This, of course, comes as the world is grappling with ethics and AI and how to build a moral foundation into algorithms. I spoke with David Greene, the president of Colby College. He said that eventually, he’d like every student to study artificial intelligence to graduate. The following is an edited transcript of our conversation.
David Greene (Photo courtesy of Colby College)
David Greene: I think there’s going to be a period in the not-too-distant future where this is absolutely ubiquitous in higher education, in the way it’s become ubiquitous in our lives, because of the way that it is shaping all of our interactions, whether we’re online or the way that we’re gathering information today, or the way that companies are actually marketing to us on a daily basis. If you’re an English scholar, or you’re in sociology, you’re interested in immigration patterns around the world, you’re probably going to be using machine learning to really look at those in a deep way. If you’re interested in being able to look at textual analysis across millions of volumes, you’re going to need machine learning to be able to do that. And I think it’s important for us to get out ahead of this because in 10 years, my sense is if you are not in AI in a big way, for most colleges and universities it’s going to be very hard to be relevant.

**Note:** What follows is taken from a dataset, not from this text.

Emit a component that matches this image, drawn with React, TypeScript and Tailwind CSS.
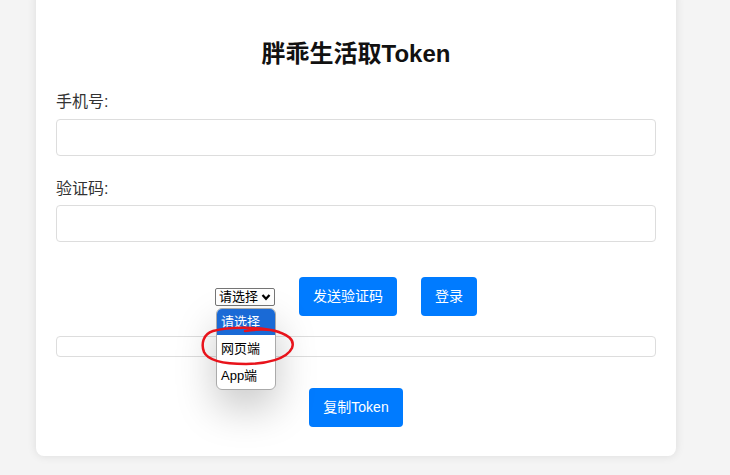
import React from 'react';

const font = { fontFamily: '"Liberation Sans", "Noto Sans CJK SC", sans-serif' };

function App() {
  return (
    <div className="min-h-screen bg-[#f4f4f4] overflow-hidden" style={font}>
      <div className="ml-[36px] w-[640px] -mt-[10px] bg-white rounded-lg shadow-[0_0_10px_rgba(0,0,0,0.1)] px-5 pt-[50px] pb-[29px]">
        <h2 className="text-center text-[24px] leading-[28px] font-bold text-[#111]">胖乖生活取Token</h2>

        <label className="block mt-[22px] text-[16px] leading-[24px] text-[#333]">手机号:</label>
        <input className="block mt-[5px] w-full h-[37px] border border-[#ddd] rounded" />

        <label className="block mt-[21px] text-[16px] leading-[24px] text-[#333]">验证码:</label>
        <input className="block mt-[4px] w-full h-[37px] border border-[#ddd] rounded" />

        <div className="mt-[35px] flex items-center justify-center gap-6 pr-[20px]">
          <div className="relative">
            <div className="flex items-center gap-[3px] h-[18px] pl-[3px] pr-[3px] border border-[#767676] rounded-[2px] text-[13px] leading-[16px] text-black">
              请选择
              <svg width="10" height="10" viewBox="0 0 10 10">
                <path d="M1.5 3 L5 6.8 L8.5 3" fill="none" stroke="#000" strokeWidth="2.2" />
              </svg>
            </div>
            <div className="absolute left-[1px] top-[20px] w-[60px] bg-white border border-[#aaa] rounded-[6px] overflow-hidden shadow-[0_18px_40px_rgba(0,0,0,0.22)] text-[13px] text-black z-10">
              <div className="h-[26px] leading-[26px] px-[4px] bg-[#1a6ad6] text-white">请选择</div>
              <div className="h-[27px] leading-[27px] px-[4px]">网页端</div>
              <div className="h-[27px] leading-[27px] px-[4px]">App端</div>
            </div>
            <svg className="absolute left-[-14px] top-[36px] z-20 pointer-events-none" width="96" height="44" viewBox="0 0 96 44">
              <path
                d="M78 8 C62 3 30 2 12 7 C2 10 0 20 3 28 C7 37 25 40 45 40 C65 40 86 35 91 24 C94 16 88 10 70 6 C62 5 50 6 44 7"
                fill="none"
                stroke="#e8131b"
                strokeWidth="2.5"
                strokeLinecap="round"
              />
            </svg>
          </div>
          <button className="h-[39px] px-[14px] bg-[#007bff] text-white text-[14px] rounded">发送验证码</button>
          <button className="h-[39px] px-[14px] bg-[#007bff] text-white text-[14px] rounded">登录</button>
        </div>

        <div className="mt-[20px] h-[21px] border border-[#ddd] rounded" />

        <div className="mt-[31px] flex justify-center">
          <button className="h-[39px] px-[14px] bg-[#007bff] text-white text-[14px] rounded">复制Token</button>
        </div>
      </div>
    </div>
  );
}

export default App;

Molly Wood: Can you break down just into specifics what this will actually look like? If someone is an English major, will they take a specific class, or will this kind of base-level understanding be part of everything they’re learning?
Greene: You know, what we do with writing — writing right now is part of every course that we have. And it’s just become a way of communicating, a way of demonstrating your work, a way of thinking. Writing is just so essential to everything that we’re doing. I think, as we look ahead in the next 10, 20 years, AI is going to have a similar role for us. It won’t be you just taking a writing course, it’s going to be that in each of your courses, you’re going to think about research and its impact, what’s knowable and what’s not? How do we learn in a deeper and more ongoing way? How do we have access to the greatest wealth of information to be able to make decisions? And when you start to get into that thinking, you know that AI and machine learning are going to play a major role in all of this. And so I don’t see it as one particular class for each discipline. Instead, I see it as just organically integrated across our courses in a way that students will have this, no matter what their major is. They will have had deep experience with AI, and they’ll be able to use that when they leave Colby in so many different fields.
Wood: Is this, in some ways, about improving outcomes, producing graduates who are really prepared for the job market that is happening right now?
Greene: There’s no doubt about it. I think that if you look 10 or 20 years from now, it’s not going to be a plus factor, it’s going to be an absolute expectation. So for us to build that capacity now is essential in all of this.
Wood: Why do you think you’re so early? Do you feel like you’re hearing from other institutions that they’re going to make this as deep a part of their curriculum?
Greene: I think in our sector, there has not been that much. If you look around right now, and you say, “Where is AI absolutely prevalent at this moment?” And really, it’s in three different spheres. You see it very much in the tech industry. You see it very much in the defense industry. And you see it in the elite engineering universities that are deeply connected into both of those places. And they have a set of motives that are somewhat different than we would have at Colby in all of this. And I think what’s happening is we want to make sure that there’s a real democratization of AI. That colleges and universities across the country are engaged in this work so that students from all backgrounds and experiences have a deep understanding of this and ultimately shape the future of AI in a way that really understands the downstream consequences of them. It is not only concern about the profit motive for them, or bigger, faster, more capacity, but thinking about what are the implications for all of us in society for AI? If we keep this in a very narrow sphere, we’ll never get there. But if we’re in a position where students from across different colleges are always working on this, we have a big chance of changing the way that AI can be for the common good. We’re actually going to start a summer institute as part of this, where students and faculty from colleges around the country will come to Colby and they’ll be able to enhance their own skill sets around AI and then bring those back to their campuses, because we think it’s not important only that Colby does this, but that colleges across the country do it. So we’ll have an evangelical nature of all of this to make sure that we’re always spreading the word about how important it is not to bury our head in the sand, but to recognize that AI is here right now. It’s not going anywhere. And we better be part of changing it for the better.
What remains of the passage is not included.